Why You'll Love This
Bradbury wrote this in 1950 and somehow made Mars feel more like a meditation on Earth than any planet you'd want to colonize.
- Great if you want: literary sci-fi that's really about humanity's self-destructive impulses
- The experience: dreamlike and elegiac — closer to poetry than plot-driven fiction
- The writing: Bradbury's prose is lush and imagistic, built from short stories stitched into something haunting
- Skip if: you want a cohesive narrative — this is vignettes, not a novel
About This Book
In the mid-twentieth century, Ray Bradbury looked at Mars and saw something no telescope could find: a mirror. The Martian Chronicles follows humanity's push to colonize the red planet across a series of expeditions, each haunted by longing, delusion, and the stubborn weight of what people carry from home. This is not a story about rockets or aliens in any conventional sense — it's about what we destroy when we arrive somewhere new, and what we lose when the place we left behind disappears. The stakes are quietly enormous, and the emotional pull is surprisingly personal.

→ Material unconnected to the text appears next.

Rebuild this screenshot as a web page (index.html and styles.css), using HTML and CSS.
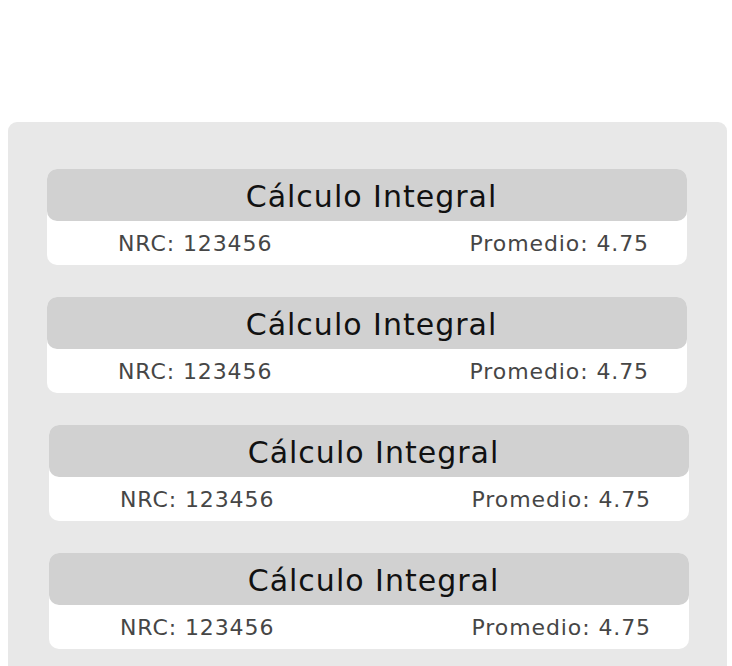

What makes the book singular is its structure: a mosaic of loosely connected stories that build atmosphere the way weather builds — gradually, then all at once. Bradbury's prose reads like poetry that forgot to break into lines, precise and dreamlike in equal measure. Each chapter functions as its own small world, yet together they accumulate into something larger than any single narrative could hold. Reading it feels less like moving through a plot and more like walking through a museum of moods — one that keeps asking, long after you've closed the cover, what exactly it means to be human.